Oscarlima have out together their own label for the release of The Limas De Milo.
“We’re a lot happier now,” Elroy explains. “It was a big step. We had to get off our last deal. Two years ago we were on a tour with Midnight Oil and we got half way through and thought we’d be better off to be off the label. It was just logistics and bureaucratic stuff that goes with being on a big label. When we got back we said these are our concerns blah blah blah, and they said if we want to get off the label we could.”
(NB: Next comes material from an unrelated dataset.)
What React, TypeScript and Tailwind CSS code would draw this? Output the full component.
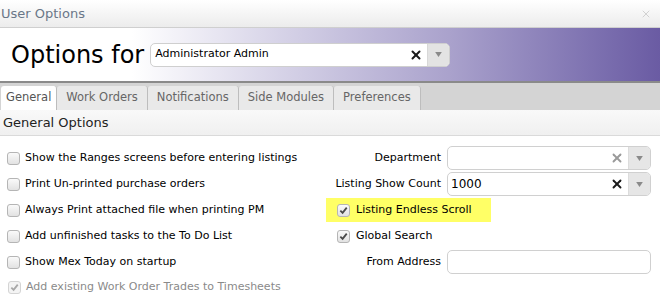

“We spent a lot of time writing songs and working out what we were going to do next, but it was very amicable. It took a lot of work to work out how we were going to do it and raise the money ourselves. When you put your first record out you don’t realise the actual deal that you’re signing, I suppose. You just think, cool, we’re getting signed.”
Obviously, with their own label comes the creative freedom to work at the bands own pace, on what the band wants to work on.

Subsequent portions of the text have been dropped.